The decrease in proved developed reserves from December 31, 2013 to December 31, 2012 was attributable to the disposal of the Company’s properties in Oklahoma, USA and a general decline in reserves due to nature of the geological properties around the reserve base.
The technologies used to establish the appropriate level of certainty for reserve estimates from properties included in the total reserves disclosed above consisted of seismic and geologic interpretations.
Proved Undeveloped Reserves
As of December 31, 2013, we had 43,340 BOE (Barrels of Oil Equivalent) of proved undeveloped reserves, or PUDs, as compared to 49,969 BOE of PUDs as of December 31, 2012. The decrease in PUDs from December 31, 2012 to December 31, 2013 was attributable to the disposal of the Company’s Oklahoma properties. All PUDs as of December 31, 2013 were located in the United States. Each of these PUDs will be converted from undeveloped to developed as the wells begin production. We anticipate that all of the PUDs will be developed within five years after first disclosure as proved undeveloped reserves. During the year ended December 31, 2013, we expended $nil to convert proved undeveloped reserves into proved developed reserves.
We have established our drilling budget for fiscal 2014 and set forth below are the amounts we anticipate expending on each of the core properties, subject to having sufficient resources to expend on drilling activity which cannot be assured. We have proposed to expend $300,000 for development drilling during 2014 at our Texas Prospect.
We have not proposed any other development drilling in 2014; however, depending on the success of the planned drilling activity previously noted, we may expand our drilling program during 2014.
Internal Controls Over Preparation of Proved Reserve Estimates
Our policies regarding internal controls over reserve estimates requires reserves to be in compliance with the SEC definitions and guidance and for reserves to be prepared by an independent third party reserve engineering firm under the supervision of our management.
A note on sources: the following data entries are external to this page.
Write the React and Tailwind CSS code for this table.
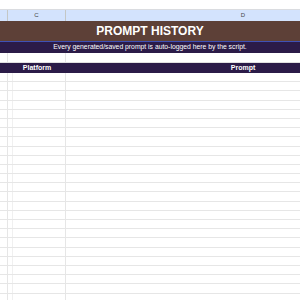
import React from 'react';

const rows = Array.from({ length: 25 });

function GridRow() {
    return (
        <div className="flex h-[9.2px] border-b border-[#e6e6e6]">
            <div className="w-[8px] shrink-0 border-r border-[#e6e6e6]" />
            <div className="w-[5px] shrink-0 border-r border-[#f0f0f0]" />
            <div className="w-[53px] shrink-0 border-r border-[#e6e6e6]" />
            <div className="flex-1" />
        </div>
    );
}

export default function App() {
    return (
        <div className="w-[300px] h-[300px] overflow-hidden bg-white font-['Liberation_Sans',Arial,sans-serif]">
            {/* top strip above column letters */}
            <div className="h-[10px] border-b border-[#dadce0] bg-white" />

            {/* column letters */}
            <div className="flex h-[11px] bg-[#d3e3fd] text-[6px] text-[#444746] leading-[11px] overflow-hidden">
                <div className="w-[8px] shrink-0 border-r border-[#c4c7c5]" />
                <div className="w-[58px] shrink-0 border-r border-[#c4c7c5] text-center">C</div>
                <div className="w-[354px] shrink-0 text-center">D</div>
            </div>

            {/* title */}
            <div className="h-[20px] bg-[#5d4037] flex items-center justify-center text-white font-bold text-[12px]">
                PROMPT HISTORY
            </div>
            <div className="h-[1px] bg-[#3f51b5]" />

            {/* subtitle */}
            <div className="h-[11px] bg-[#2b1b48] flex items-center justify-center text-white text-[6.8px] whitespace-nowrap">
                Every generated/saved prompt is auto-logged here by the script.
            </div>

            {/* empty row */}
            <div className="flex h-[10px] border-b border-[#e0e0e0]">
                <div className="w-[8px] shrink-0 border-r border-[#e6e6e6]" />
                <div className="w-[58px] shrink-0 border-r border-[#e6e6e6]" />
                <div className="flex-1" />
            </div>

            {/* table header */}
            <div className="flex h-[10px] bg-[#2b1b48] text-white font-bold text-[7px] leading-[10px] overflow-hidden">
                <div className="w-[8px] shrink-0" />
                <div className="w-[58px] shrink-0 text-center">Platform</div>
                <div className="w-[354px] shrink-0 text-center">Prompt</div>
            </div>

            {/* empty data rows */}
            {rows.map((_, i) => (
                <GridRow key={i} />
            ))}
        </div>
    );
}
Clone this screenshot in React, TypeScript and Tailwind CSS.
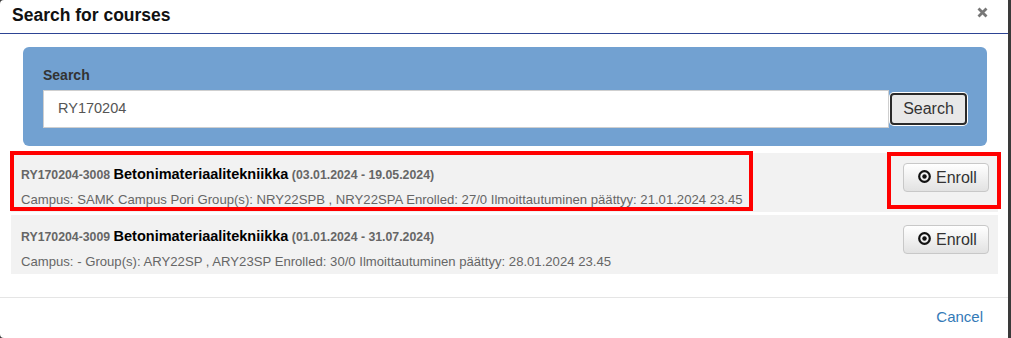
import React from "react";

const font = { fontFamily: '"Liberation Sans", Arial, sans-serif' };

function RecordIcon() {
  return (
    <svg width="13" height="13" viewBox="0 0 13 13" className="shrink-0">
      <circle cx="6.5" cy="6.5" r="5.3" fill="none" stroke="#111" strokeWidth="2.2" />
      <circle cx="6.5" cy="6.5" r="2.2" fill="#111" />
    </svg>
  );
}

function EnrollButton() {
  return (
    <button className="flex h-[29px] w-[86px] shrink-0 items-center gap-[5px] rounded-[4px] border border-[#c8c8c8] bg-gradient-to-b from-white to-[#e2e2e2] pl-[14px] text-[16px] leading-none text-[#333]">
      <span className="-mt-[3px]">
        <RecordIcon />
      </span>
      <span>Enroll</span>
    </button>
  );
}

type Course = {
  code: string;
  name: string;
  dates: string;
  info: string;
};

const courses: Course[] = [
  {
    code: "RY170204-3008",
    name: "Betonimateriaalitekniikka",
    dates: "(03.01.2024 - 19.05.2024)",
    info: "Campus: SAMK Campus Pori Group(s): NRY22SPB , NRY22SPA Enrolled: 27/0 Ilmoittautuminen päättyy: 21.01.2024 23.45",
  },
  {
    code: "RY170204-3009",
    name: "Betonimateriaalitekniikka",
    dates: "(01.01.2024 - 31.07.2024)",
    info: "Campus: - Group(s): ARY22SP , ARY23SP Enrolled: 30/0 Ilmoittautuminen päättyy: 28.01.2024 23.45",
  },
];

function CourseRow({ c, highlight }: { c: Course; highlight?: boolean }) {
  return (
    <div className="relative flex h-[59px] justify-between bg-[#f2f2f2] pl-[10px] pr-[9px] pt-[11px]">
      <div className="text-[12.3px] leading-[20px]">
        <div className="whitespace-nowrap leading-[20px]">
          <span className="font-bold text-[#666]">{c.code}</span>{" "}
          <span className="text-[14.5px] font-bold leading-[20px] text-black">{c.name}</span>{" "}
          <span className="font-bold text-[#666]">{c.dates}</span>
        </div>
        <div className="mt-[5px] whitespace-nowrap text-[13.13px] leading-[20px] text-[#666]">{c.info}</div>
      </div>
      <div className="-mt-[1px]">
        <EnrollButton />
      </div>
      {highlight && (
        <>
          <div className="pointer-events-none absolute left-[-1px] top-[-2px] h-[60px] w-[743px] border-4 border-[#ff0000]" />
          <div className="pointer-events-none absolute left-[876px] top-[-1px] h-[57px] w-[114px] border-4 border-[#ff0000]" />
        </>
      )}
    </div>
  );
}

export default function App() {
  return (
    <div className="h-[338px] w-full overflow-hidden bg-[#3a3a3a]" style={font}>
      <div className="flex h-[338px] w-[1008px] flex-col rounded-tl-[4px] rounded-bl-[4px] bg-white">
        {/* Header */}
        <div className="flex h-[34px] shrink-0 items-start justify-between border-b border-[#2d4494] pl-[12px] pr-[20px]">
          <h4 className="pt-[5px] text-[17.5px] font-bold leading-[20px] text-[#111]">Search for courses</h4>
          <button className="mt-[7px]" aria-label="Close">
            <svg width="11" height="11" viewBox="0 0 11 11">
              <path d="M1.5 1.5 L9.5 9.5 M9.5 1.5 L1.5 9.5" stroke="#777" strokeWidth="2.8" strokeLinecap="butt" />
            </svg>
          </button>
        </div>

        {/* Body */}
        <div className="flex flex-col pb-[23px] pl-[11px] pr-[10px] pt-[13px]">
          <div className="ml-[12px] mr-[11px] rounded-[6px] bg-[#72a1d1] px-[20px] pb-[18px] pt-[18px]">
            <label className="block text-[14px] font-bold leading-[20px] text-[#333]">Search</label>
            <div className="mt-[5px] flex items-center">
              <div className="flex h-[38px] flex-1 items-center border border-[#cfcfcf] bg-white pl-[14px] text-[14.5px] text-[#555]">
                RY170204
              </div>
              <button className="ml-[1px] h-[32px] w-[77px] rounded-[4px] border-2 border-[#2a2a2a] bg-[#e8e8e8] text-[16px] text-[#333] shadow-[0_0_0_1px_#ffffff]">
                Search
              </button>
            </div>
          </div>

          <div className="mt-[7px] flex flex-col gap-[3px]">
            <CourseRow c={courses[0]} highlight />
            <CourseRow c={courses[1]} />
          </div>
        </div>

        {/* Footer */}
        <div className="flex flex-1 justify-end border-t border-[#e5e5e5] pr-[25px] pt-[9px]">
          <a className="text-[15px] leading-[20px] text-[#337ab7]" href="#">
            Cancel
          </a>
        </div>
      </div>
    </div>
  );
}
Our management provides to our third party reserves engineers reserves estimate preparation material such as property interests, production, current costs of operation and development, current prices for production, geoscience and engineering data, and other information. This information is reviewed by other members of management to ensure accuracy and completeness of the data prior to submission to our third party reserve engineering firm. During 2013, we retained D. Braxton & Assoicates as independent third-party reserve engineers, to prepare our estimates of proved reserves in accordance with the
COGE Handbook
. For more information about the evaluations performed by D. Braxton & Associates, see copies of their respective reports filed as exhibits to this Form 10-K.
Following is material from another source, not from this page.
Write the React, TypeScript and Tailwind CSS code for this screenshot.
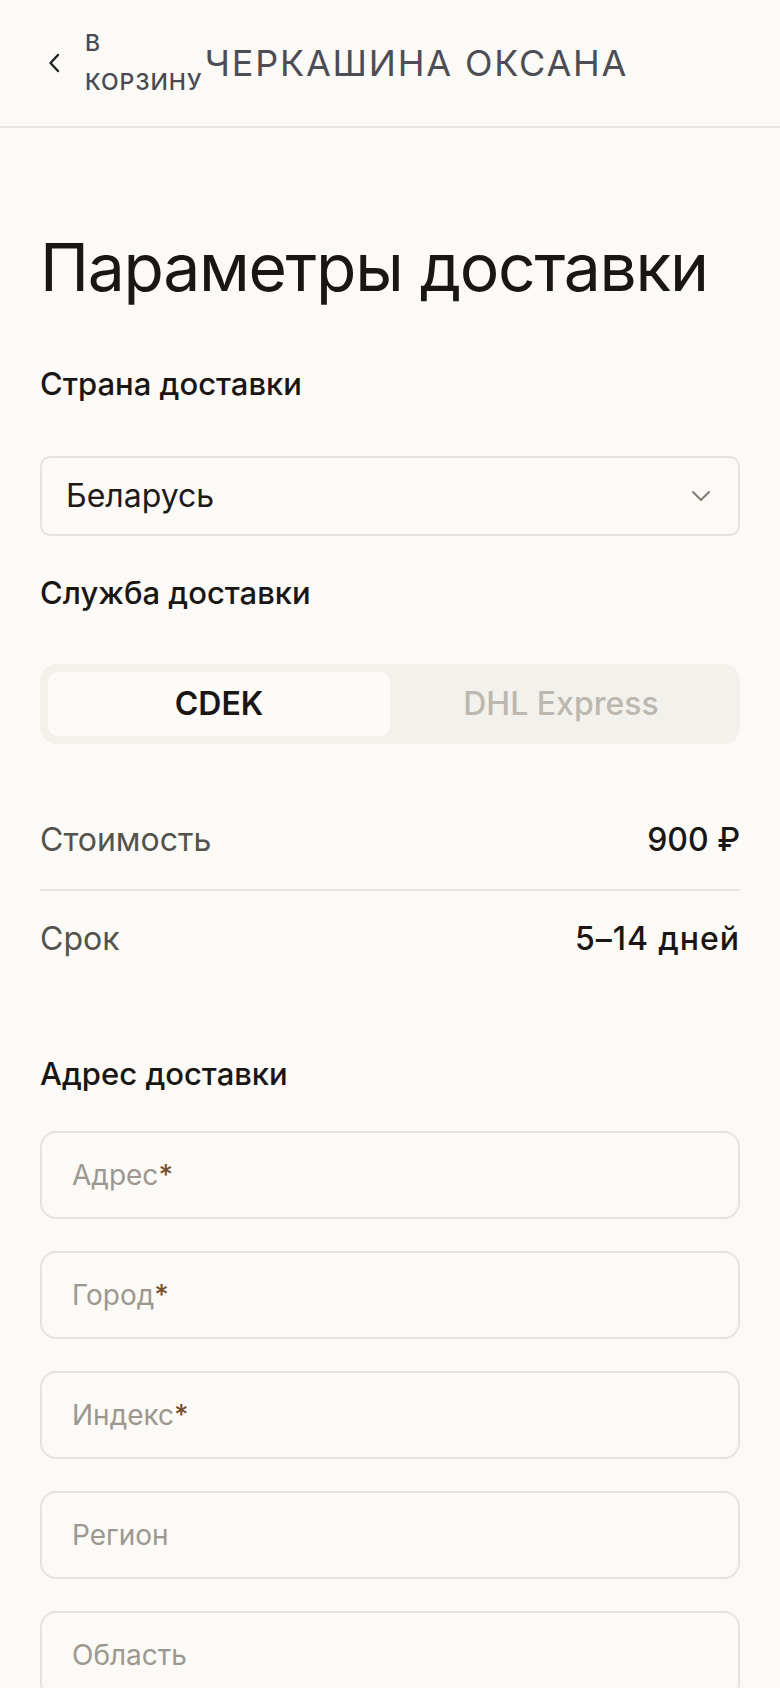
import { useState } from "react";

const FIELDS: { label: string; required: boolean }[] = [
  { label: "Адрес", required: true },
  { label: "Город", required: true },
  { label: "Индекс", required: true },
  { label: "Регион", required: false },
  { label: "Область", required: false },
];

function BackChevron() {
  return (
    <svg width="12" height="20" viewBox="0 0 12 20" fill="none" aria-hidden>
      <path
        d="M10 2 L2.5 10 L10 18"
        stroke="#1f1f24"
        strokeWidth="2.4"
        strokeLinecap="round"
        strokeLinejoin="round"
      />
    </svg>
  );
}

function SelectChevron() {
  return (
    <svg width="18" height="10" viewBox="0 0 18 10" fill="none" aria-hidden>
      <path
        d="M1 1 L9 9 L17 1"
        stroke="#7d786f"
        strokeWidth="1.8"
        strokeLinecap="round"
        strokeLinejoin="round"
      />
    </svg>
  );
}

export default function App() {
  const [service, setService] = useState<"cdek" | "dhl">("cdek");

  return (
    <div className="min-h-screen bg-[#fbfaf7] font-['Inter',sans-serif] text-[#1a1614]">
      {/* Top bar */}
      <header className="flex h-[128px] items-center border-b-2 border-[#e8e6e2] pl-[48px]">
        <BackChevron />
        <a
          href="#"
          className="ml-[25px] flex flex-col text-[23px] font-medium uppercase leading-[39px] tracking-[0.04em] text-[#4a4a52]"
        >
          <span>В</span>
          <span>корзину</span>
        </a>
        <span className="ml-[2px] text-[36px] uppercase leading-[44px] tracking-[0.05em] text-[#4d4d55]">
          Черкашина Оксана
        </span>
      </header>

      <main className="px-[40px] pb-[40px]">
        <h1 className="mt-[99px] text-[66px] font-normal leading-[80px] tracking-[-0.02em]">
          Параметры доставки
        </h1>

        <p className="mt-[57px] text-[31px] font-medium leading-[40px]">
          Страна доставки
        </p>
        <button
          type="button"
          className="mt-[52px] flex h-[80px] w-full items-center justify-between rounded-[10px] border-2 border-[#e6e3de] pl-[24px] pr-[28px] text-left"
        >
          <span className="text-[32px] leading-[40px] text-[#1d1a17]">Беларусь</span>
          <SelectChevron />
        </button>

        <p className="mt-[37px] text-[31px] font-medium leading-[40px]">
          Служба доставки
        </p>
        <div className="mt-[51px] grid h-[80px] grid-cols-2 rounded-[16px] bg-[#f3f1ec] p-[8px]">
          <button
            type="button"
            onClick={() => setService("cdek")}
            className={
              service === "cdek"
                ? "rounded-[10px] bg-[#fcfbf8] text-[32px] font-semibold text-[#1a1614]"
                : "rounded-[10px] text-[32px] font-medium text-[#bcb8af]"
            }
          >
            CDEK
          </button>
          <button
            type="button"
            onClick={() => setService("dhl")}
            className={
              service === "dhl"
                ? "rounded-[10px] bg-[#fcfbf8] text-[32px] font-semibold text-[#1a1614]"
                : "rounded-[10px] text-[32px] font-medium text-[#bcb8af]"
            }
          >
            DHL Express
          </button>
        </div>

        {/* Cost / term */}
        <div className="mt-[76px]">
          <div className="flex items-center justify-between border-b-2 border-[#e8e6e2] pb-[29px] text-[32px] leading-[40px]">
            <span className="text-[#55514b]">Стоимость</span>
            <span className="font-medium">900 ₽</span>
          </div>
          <div className="flex items-center justify-between pt-[28px] text-[32px] leading-[40px]">
            <span className="text-[#55514b]">Срок</span>
            <span className="font-medium tracking-[0.03em]">5–14 дней</span>
          </div>
        </div>

        <p className="mt-[95px] text-[31px] font-medium leading-[40px]">
          Адрес доставки
        </p>
        <div className="mt-[37px] flex flex-col gap-[32px]">
          {FIELDS.map((f) => (
            <label
              key={f.label}
              className="flex h-[88px] items-center rounded-[16px] border-2 border-[#e6e3de] px-[30px] text-[28px] leading-[40px] text-[#9d988f]"
            >
              {f.label}
              {f.required ? <span className="font-medium text-[#74502e]">*</span> : null}
            </label>
          ))}
        </div>
      </main>
    </div>
  );
}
Our Chief Executive Officer, Christopher Paton-Gay, is the person primarily responsible for overseeing the preparation of reserves audits conducted by independent third-party engineers. Mr. Paton-Gay has over 30 years of industry experience, which includes having founded and been chairman and president of two private oil and gas companies. In these capacities, Mr. Paton-Gay has a very high degree of working knowledge and understanding of geologic formations, drilling and completion parameters, and all facets of production. Given his extensive hands-on familiarity with the properties he has previously operated and those current properties we hold, we consider Mr. Paton-Gay to be a qualified person in overseeing the preparation of our internal reserve estimates and for coordinating any reserves audits conducted by a third-party engineering firm. Mr. Paton-Gay was also one of the founding Directors of the Explorers and Producers Association of Canada and is a graduate of the ICD - Institute of Corporate Directors Canada.
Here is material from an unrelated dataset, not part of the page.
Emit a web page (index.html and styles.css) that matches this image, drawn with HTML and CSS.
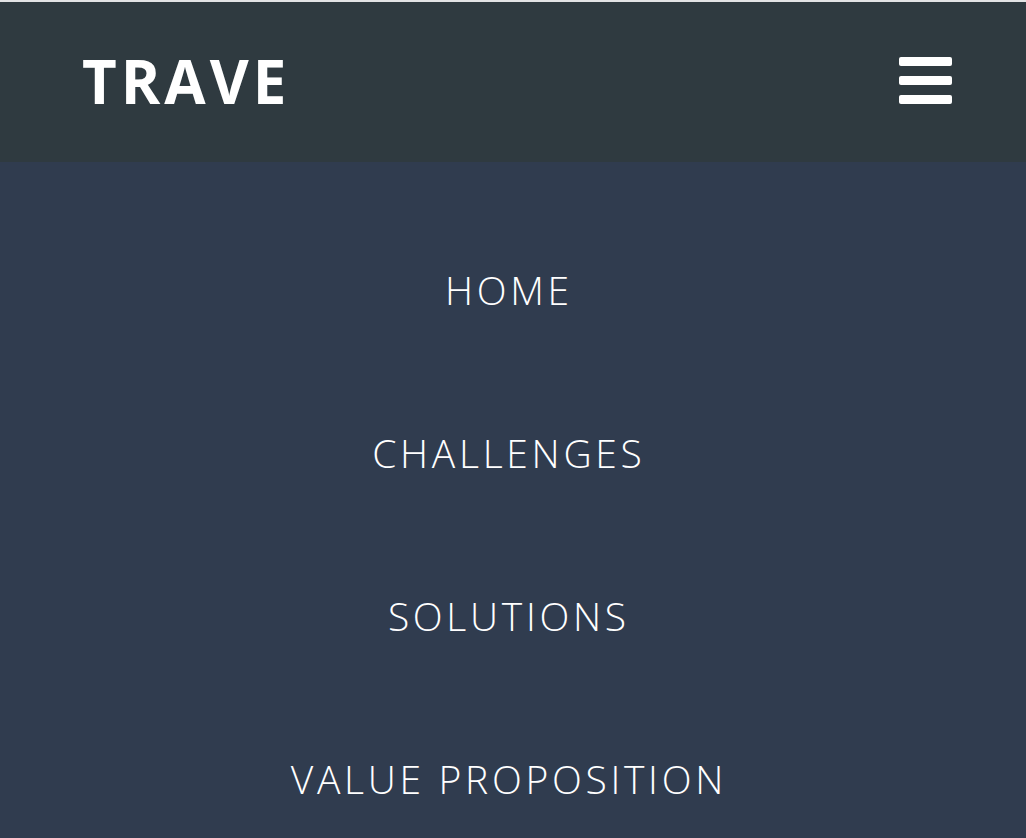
FILE: index.html
```html
<!DOCTYPE html>
<html lang="en">
<head>
<meta charset="utf-8">
<title>TRAVE</title>
<link rel="stylesheet" href="styles.css">
</head>
<body>
<header class="topbar">
  <div class="brand">TRAVE</div>
  <button class="menu-toggle" aria-label="Menu">
    <span class="bar"></span>
    <span class="bar"></span>
    <span class="bar"></span>
  </button>
</header>
<nav class="mobile-nav">
  <ul class="nav-list">
    <li class="nav-item"><a href="#">HOME</a></li>
    <li class="nav-item"><a href="#">CHALLENGES</a></li>
    <li class="nav-item"><a href="#">SOLUTIONS</a></li>
    <li class="nav-item"><a href="#">VALUE PROPOSITION</a></li>
  </ul>
</nav>
</body>
</html>
```
FILE: styles.css
```css
html, body {
  margin: 0;
  padding: 0;
}
body {
  border-top: 2px solid #e2e3e4;
  background: #303c4f;
  font-family: "Open Sans", "Liberation Sans", sans-serif;
  height: 836px;
  overflow: hidden;
}
.topbar {
  height: 160px;
  background: #2f3a40;
  display: flex;
  align-items: center;
  justify-content: space-between;
  padding: 0 74px 0 82px;
}
.brand {
  color: #fff;
  font-weight: 700;
  font-size: 60px;
  line-height: 1;
  letter-spacing: 4px;
  margin-top: -2px;
}
.menu-toggle {
  background: none;
  border: 0;
  padding: 0;
  display: flex;
  flex-direction: column;
  gap: 10px;
  cursor: pointer;
  margin-top: -3px;
}
.bar {
  display: block;
  width: 53px;
  height: 9px;
  border-radius: 2px;
  background: #fff;
}
.mobile-nav {
  padding: 46px 12px 0 0;
}
.nav-list {
  list-style: none;
  margin: 0;
  padding: 0;
}
.nav-item {
  height: 163px;
  display: flex;
  align-items: center;
  justify-content: center;
}
.nav-item a {
  color: #fff;
  text-decoration: none;
  font-weight: 300;
  font-size: 39px;
  line-height: 1;
  letter-spacing: 3.7px;
  padding-left: 3.7px;
}
```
Reserves Reported to Other Agencies
We did not file any reports during the year ended December 31, 2013 with any federal authority or agency other than the SEC with respect to our estimates of oil and natural gas reserves.
Production
The table below sets forth summary information regarding production by final product for each country containing 15% or more of our proved reserves for the years ended December 31, 2013, 2012 and 2011. The production in the United States is attributable to our properties in Newton County, Texas, Colusa County, California (for the 2011 period) and Garvin and Murray counties in Oklahoma that comprise the 2007-1, 2009-1 and 2009-3 drilling programs referenced above in
"Item 1, Business."
Production Data
|
Year Ended December 31
|
|
2013
|
|
2012
|
|
2011
|
|
|
|
|
|
|
|
|
|
USA
|
|
USA
|
|
USA
|
|
Production -
|
|
|
|
|
|
|
Oil (Bbls)
|
3,442
|
|
4,424
|
|
8,228
|
|
Gas (Mcf)
|
34,940
|
|
25,399
|
|
108,978
|
|
Average Sales Price -
|
|
|
|
|
|
|
Oil (Bbls)
|
$104.61
|
|
$99.00
|
|
$96.00
|
|
Gas (Mcf)
|
$3.41
|
|
$3.00
|
|
$4.01
|
|
Average Production Costs
|
|
|
|
|
|
|
Oil (Bbls)
|
$8.65
|
|
$9.00
|
|
$8.00
|
|
Gas (Mcf)
|
$1.76
|
|
$1.00
|
|
$1.00
|
|
Production costs may vary substantially among wells depending on the methods of recovery employed and other factors, but generally include severance taxes, administrative overhead, maintenance and repair, labor and utilities.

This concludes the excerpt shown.